O professor e crítico
Décio de Almeida Prado (1917-1986) escreveu um ensaio apaixonante sobre Carlos
Gardel e o tango, esse gênero que há muito tempo escapuliu das terras portenhas,
ganhou o mundo e é reconhecido pela UNESCO como Patrimônio
Cultural Imaterial da Humanidade. Em São Paulo,
os adeptos formam uma confraria que se reúne em tanguerias famosas para dançar
e admirar grandes bailarinos. Eu me juntei a eles há alguns anos no Clube do
Tango, no Jardim Paulista, sob a batuta de dois bailarinos argentinos geniais –
Omar Forte e Carolina Udoviko, um espaço em que dançavam pessoas de todas as
idades; continuei por alguns anos no Tango B’Aires, na Vila Mariana, onde Omar
Forte dá aulas e promove milongas memoráveis.
Há muitas versões sobre a origem do tango, mas há um
consenso de que foi mesmo no bas fond portenho que a dança surgiu e aos poucos
ganhou espaço nas casas respeitáveis de Buenos Aires; mas escolhi o escritor
Jorge Luís Borges (1899-2000) para comentar essa dança fascinante.

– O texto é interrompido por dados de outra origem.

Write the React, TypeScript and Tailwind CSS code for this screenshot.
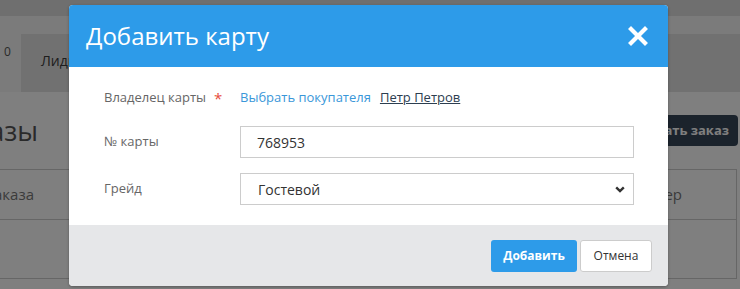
import React from 'react';

const Backdrop: React.FC = () => (
  <div className="w-[740px] h-[289px] bg-white">
    <div className="h-[16px] bg-[#dedede]" />
    <div className="h-[18px] bg-[#f6f6f6]" />
    <div className="h-[58px] bg-[#e2e2e2] flex items-start">
      <div className="w-[21px] h-[58px] bg-[#f6f6f6] pl-[4px] pt-[9px] text-[12px] leading-[18px] text-[#555]">0</div>
      <div className="pl-[20px] pt-[16px] text-[14px] text-[#3c3c3c]">Лиды</div>
    </div>
    <div className="h-[77px] flex items-center justify-between">
      <div className="w-[38px] flex justify-end whitespace-nowrap text-[27px] leading-none text-[#555]">Заказы</div>
      <button className="mr-[2px] h-[31px] pl-[40px] pr-[9px] rounded-[4px] bg-[#364659] text-white text-[13px] font-bold">
        Создать заказ
      </button>
    </div>
    <div className="w-[737px] border-r border-[#cccccc]">
      <div className="h-[51px] flex items-center border-t border-b border-[#cccccc] text-[15px] text-[#777]">
        <div className="w-[34px] flex justify-end whitespace-nowrap">№ заказа</div>
        <div className="flex-1" />
        <div className="w-[137px]">
          <div className="w-[83px] flex justify-end whitespace-nowrap">Менеджер</div>
        </div>
      </div>
      <div className="h-[59px] border-b border-[#cccccc]" />
    </div>
  </div>
);

const AddCardModal: React.FC = () => (
  <div className="absolute left-[69px] top-[5px] w-[599px] h-[281px] rounded-[4px] overflow-hidden bg-white shadow-[0_1px_3px_rgba(0,0,0,0.3)] flex flex-col">
    <div className="h-[62px] bg-[#2d9be9] flex items-center justify-between pl-[17px] pr-[20px]">
      <h2 className="text-[24px] text-white leading-none">Добавить карту</h2>
      <svg width="20" height="20" viewBox="0 0 20 20">
        <path d="M3 3 L17 17 M17 3 L3 17" stroke="white" strokeWidth="4.2" strokeLinecap="square" />
      </svg>
    </div>

    <div className="flex-1 pl-[35px] pr-[34px] pt-[20px] text-[13px]">
      <div className="grid grid-cols-[136px_1fr] items-center h-[22px]">
        <div className="text-[#666] flex items-center">
          Владелец карты
          <span className="ml-[8px] text-[15px] text-[#e74c3c] leading-none">*</span>
        </div>
        <div className="flex items-center">
          <a className="text-[#3a97d9] cursor-pointer">Выбрать покупателя</a>
          <a className="ml-[9px] text-[#2c3e50] underline cursor-pointer">Петр Петров</a>
        </div>
      </div>

      <div className="grid grid-cols-[136px_1fr] items-center mt-[17px]">
        <div className="text-[#666]">№ карты</div>
        <input
          readOnly
          value="768953"
          className="h-[32px] border border-[#cccccc] px-[16px] text-[14px] text-[#333] outline-none"
        />
      </div>

      <div className="grid grid-cols-[136px_1fr] items-center mt-[15px]">
        <div className="text-[#666]">Грейд</div>
        <div className="h-[32px] border border-[#cccccc] pl-[17px] pr-[8px] flex items-center justify-between text-[14px] text-[#333]">
          <span>Гостевой</span>
          <svg width="10" height="7" viewBox="0 0 10 7">
            <path d="M1.2 1.3 L5 5 L8.8 1.3" fill="none" stroke="#333" strokeWidth="2.4" />
          </svg>
        </div>
      </div>
    </div>

    <div className="h-[61px] bg-[#e6e7e9] flex items-center justify-end gap-[3px] pr-[16px]">
      <button className="w-[86px] h-[32px] rounded-[3px] bg-[#2d9be9] text-white text-[12px] font-bold">
        Добавить
      </button>
      <button className="w-[72px] h-[32px] rounded-[3px] bg-white border border-[#cccccc] text-[#333] text-[12px]">
        Отмена
      </button>
    </div>
  </div>
);

const App: React.FC = () => {
  return (
    <div className="relative w-[740px] h-[289px] overflow-hidden font-['Open_Sans',sans-serif]">
      <Backdrop />
      <div className="absolute inset-0 bg-black/50" />
      <AddCardModal />
    </div>
  );
};

export default App;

“Eu me lembro daqueles primeiros tangos sem
letra ou com letra obscena e me lembro também de ter visto – estou pensando
agora na esquina das ruas Serrano e Guatemala –, de ter visto o tango ser
dançado ao som de um realejo por pares de homens, de homens porque as mulheres
não queriam participar de uma dança cuja origem conheciam muito bem. E me
lembro daquela sentença criada por Lugones: ‘O tango, esse réptil de lupanar’.
Quero elogiar a precisão da palavra ‘réptil’, que contém as figuras do tango,
as "quebradas" e os "cortes", a sinuosidade da dança e,
claro, o desprezo que Lugones, um cordovês, devia sentir por uma dança com
origem – equívoca ou não, mas bastante inequívoca – em Buenos Aires. E depois o
tango cresce, e agora, como acaba de apontar Gancedo, todos nós, para além da
nossa procedência, sentimos que o tango nos exprime, nos confessa. Claro que há
diferenças de épocas: eu sou um senhor já de certa idade, não em vão nasci em
1899, e o tango que eu sinto que me confessa – ou que eu gostaria que me
confessasse, pois já há uma certa nostalgia em tudo isso –, é o tango-milonga,
ou o chamado ‘tango da velha-guarda’.” Jorge Luís Borges.
O vídeo que há anos está no YouTube mostra uma deliciosa apresentação dos irmãos Macana, exemplo do que Borges recorda em sua conferência, publicada pela Folha de S. Paulo e mais tarde inserida em um livro.